Anyone who has seen the deeply disturbing film version of Horses knows how memorable its images are, so it’s no surprise that artists find inspiration in the story. For his spring 2004 ready-to-wear line, the late Alexander McQueen created a sassy and classic collection with Horses in mind, using the dance marathon scenario to stage an in-your-face fashion show that is still being discussed today. Also in 2004, Phil Collins (the visual artist, not the musician) got nine Palestinian youths to perform a two-day dance marathon to popular Western music, which was filmed and turned into a two-channel video installation titled they shoot horses. Like much of Collins’ work, this mesmerizing installation sits right on the border between funny/sympathetic and cruel/exploitative.

In contrast to those cheeky efforts, Chasing Shadows offered up a response that seemed overall to be aimed at offering healing during these times of economic distress and moral disappointment. Rather than building on the angst and frenzy of the story, the artists in Chasing Shadows created an evening of performances that was mostly quiet, mellow, and generous in tone, perhaps providing a needed salve in the face of recent traumas. Much of the work was pleasantly sound-oriented, with a few pieces riffing off the soundtrack to the film.

The Long Lost performing

The piece that was most directly related to the novel/film was Tomas Moreno’s Pops and I Keeping the Tempo, 1941-2011-2053, Cycles, Patterns, Mark Making and pathways (tempo set to The Dorsey Brothers Orchestra, Chasing Shadows, 1935). Moreno set up a metronome on a tray that was at the height of his waist. The metronome had a pencil attached to its arm, and as it swung back and forth, Moreno held a sheet of paper over it, capturing its marks. This dull, repetitive action went on for quite a long time, mimicking the endurance test in Horses. It also evoked a bit of impotent masturbating, given the placement of the metronome—a funny touch, in light of the phallically-coded history of markmaking. At the end of it, however, a beautiful drawing was produced, countering the apparent futility of the actions.

CamLab debuted a participatory installation titled Wholly Well.

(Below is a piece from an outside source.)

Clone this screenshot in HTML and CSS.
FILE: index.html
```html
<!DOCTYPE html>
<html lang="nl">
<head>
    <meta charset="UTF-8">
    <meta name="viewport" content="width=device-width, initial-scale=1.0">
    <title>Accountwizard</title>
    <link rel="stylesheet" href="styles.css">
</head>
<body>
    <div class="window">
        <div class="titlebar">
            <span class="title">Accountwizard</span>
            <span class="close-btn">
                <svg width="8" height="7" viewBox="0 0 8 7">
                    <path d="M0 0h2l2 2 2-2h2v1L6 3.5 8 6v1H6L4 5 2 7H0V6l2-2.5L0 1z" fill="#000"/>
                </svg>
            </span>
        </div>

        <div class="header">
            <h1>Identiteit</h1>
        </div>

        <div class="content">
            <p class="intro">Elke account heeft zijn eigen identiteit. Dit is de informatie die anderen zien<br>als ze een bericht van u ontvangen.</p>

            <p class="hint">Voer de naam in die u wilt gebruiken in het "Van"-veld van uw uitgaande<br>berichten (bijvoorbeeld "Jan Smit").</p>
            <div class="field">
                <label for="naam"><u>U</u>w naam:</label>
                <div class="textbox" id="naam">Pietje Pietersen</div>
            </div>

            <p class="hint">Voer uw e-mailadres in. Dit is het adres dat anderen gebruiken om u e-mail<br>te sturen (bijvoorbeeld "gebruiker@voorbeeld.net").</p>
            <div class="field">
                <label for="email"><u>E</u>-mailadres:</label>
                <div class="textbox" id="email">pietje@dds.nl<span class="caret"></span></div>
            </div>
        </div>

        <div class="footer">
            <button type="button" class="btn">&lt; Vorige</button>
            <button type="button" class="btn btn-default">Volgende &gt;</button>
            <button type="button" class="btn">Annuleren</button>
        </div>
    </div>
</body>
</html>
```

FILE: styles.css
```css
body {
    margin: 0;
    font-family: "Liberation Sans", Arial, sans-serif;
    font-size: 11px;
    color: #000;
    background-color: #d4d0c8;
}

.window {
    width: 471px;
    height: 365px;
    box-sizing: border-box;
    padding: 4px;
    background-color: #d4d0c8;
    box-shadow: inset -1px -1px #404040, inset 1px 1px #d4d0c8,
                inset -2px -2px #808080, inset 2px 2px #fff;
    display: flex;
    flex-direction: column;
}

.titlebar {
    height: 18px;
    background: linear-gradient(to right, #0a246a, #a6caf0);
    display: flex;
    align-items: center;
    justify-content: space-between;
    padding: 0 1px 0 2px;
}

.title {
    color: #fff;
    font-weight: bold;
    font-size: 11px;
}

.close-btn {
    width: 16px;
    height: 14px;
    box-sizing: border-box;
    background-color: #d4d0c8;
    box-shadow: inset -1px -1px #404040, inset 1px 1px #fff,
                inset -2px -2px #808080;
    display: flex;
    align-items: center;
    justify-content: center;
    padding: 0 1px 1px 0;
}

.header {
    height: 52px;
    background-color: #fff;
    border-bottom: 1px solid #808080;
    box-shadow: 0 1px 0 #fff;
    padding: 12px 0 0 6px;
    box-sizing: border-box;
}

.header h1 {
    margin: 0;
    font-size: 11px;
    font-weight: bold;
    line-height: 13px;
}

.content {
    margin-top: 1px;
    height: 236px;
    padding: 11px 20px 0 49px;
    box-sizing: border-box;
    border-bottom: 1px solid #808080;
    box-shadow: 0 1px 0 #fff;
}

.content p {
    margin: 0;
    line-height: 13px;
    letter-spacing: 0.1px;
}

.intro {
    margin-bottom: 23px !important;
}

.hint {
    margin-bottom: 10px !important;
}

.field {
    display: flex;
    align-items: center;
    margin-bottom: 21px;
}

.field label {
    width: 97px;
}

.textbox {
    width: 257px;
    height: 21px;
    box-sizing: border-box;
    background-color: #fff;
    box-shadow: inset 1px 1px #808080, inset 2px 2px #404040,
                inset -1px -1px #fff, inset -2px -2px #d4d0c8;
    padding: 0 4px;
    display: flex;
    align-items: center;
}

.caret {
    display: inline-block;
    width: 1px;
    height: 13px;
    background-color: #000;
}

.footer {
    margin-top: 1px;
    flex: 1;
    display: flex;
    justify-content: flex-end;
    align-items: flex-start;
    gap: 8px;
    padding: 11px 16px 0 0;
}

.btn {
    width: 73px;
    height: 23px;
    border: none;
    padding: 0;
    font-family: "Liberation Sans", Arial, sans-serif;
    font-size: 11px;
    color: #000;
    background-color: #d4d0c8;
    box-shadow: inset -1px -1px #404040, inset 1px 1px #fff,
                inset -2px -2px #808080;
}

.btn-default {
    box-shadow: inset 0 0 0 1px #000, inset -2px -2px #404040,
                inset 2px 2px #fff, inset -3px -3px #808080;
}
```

Large swatches of colorful fabric, shaped into the folds of a giant vagina, lay in the center of the recessed floor of The Onion, easily grounding the entire circular, groovy space. On top of the vagina lay various glass vessels filled with water and labeled with signs that read “Hot Sex,” “A Job,” “Love for DKW,” “No Rectal Bleeding,” “Sympathetic Ears,” “Effortless Birth Control,” “Gay Marriage,” “End of Capitalism,” “Good Painting Days,” “Chris Kraus writes about our work,” “Patience,” and various other “wishes” for both the audience and the members of CamLab and their friends. People were invited to drop coins into the receptacles of their choice to make the wishes come true. This sweet and funny work managed the strangely ingenious feat of seamlessly combining a humorous revival of bad feminist essentialism with a dead serious commitment to feminist principles. I’ve still got the menstrual-stained, tropical palm tree-themed labial fold burned into my brain.

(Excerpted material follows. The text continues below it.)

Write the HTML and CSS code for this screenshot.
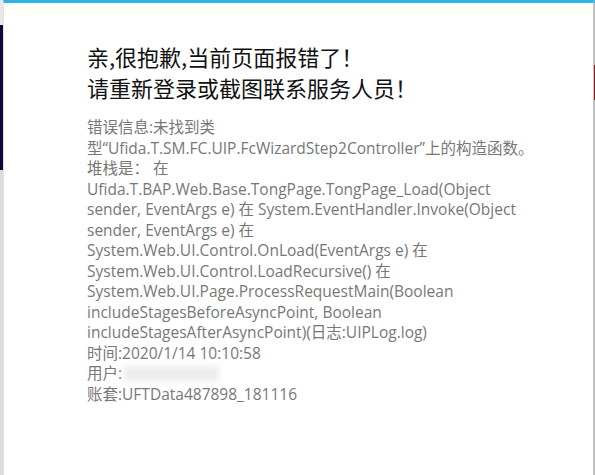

Elana Mann collaborated with Juliana Snapper to create the short video, Wild Horses or Land, Horses, Land of a Thousand Dances, La Mer (de). In it, multiple shots of Mann dolled up in a variety of costumes congregate like a herd to perform a strident anti-version of the Rolling Stones’ wistful 1971 ballad, “Wild Horses.” I always thought it was a beautiful stoner song about frustrated love, but Mann experienced it as having more sinister, misogynistic undertones, and tried to address that aspect in her performance, defiantly spitting out the song’s lines like PJ Harvey in her Rid of Me phase. The video’s brightly colored backgrounds highlighted the artificiality of the performance, giving it an extra layer of sarcastic spectacle.

Danielle Adair has been in Ireland on a residency for the last few months, but she’s been keeping up with the LA scene by sending us Mp3 files of her latest works, which happen to be sound pieces. For Chasing Shadows, we were treated to Some People Are Without Guitar, a seven-minute abstract work incorporating Adair’s spoken words, Keith Winter on drums, and those creepy droning signals you hear during tests of the emergency broadcasting system. It’s a catchy but also elusive mélange, as noises fade into or fold atop one another and Adair’s words are sometimes drowned out. What can be heard evokes an anguished, frenetic grappling with the world we live in today:

“What is our mission? We’re just expired college students by proxy, learning the meaning of bachelor and blackmail, the danger of cost and benefit… Obama’s drones turn you into a realist, we should just be able to kill each other body on body, people contemplating people… Joan Didion says, this is where we run out of continent… tonight, some people are without guitar, let’s call it, let’s call it… the military does well at stifling mental illness, no left turns during rush hour…smoke ‘em if you got ‘em, or you don’t have to go home, but you can’t stay here.”

Ending on such an ambiguous note, the work seems to speak to the inarticulate frustrations of the powerless, who are also unfortunate witnesses to power. It’s a beautiful and heart-stopping piece that’s reminiscent of beat poetry and early sound experiments, but is firmly placed in the sociopolitical context of the present.

The Long Lost performing, with David Weldzius' 7*:1,192':120" visible overhead

2 Responses to “Chasing Shadows, curated by Vincent Ramos, The Onion, North Hills, December 11, 2010”

  1. Nice job Carol-maybe you can take Doug’s spot. 😦
    Yep I just emoticonned- but seriously good read.

  2. Thanks Eamonn! That’s very flattering. Yeah, what a bummer about Doug. I don’t get it.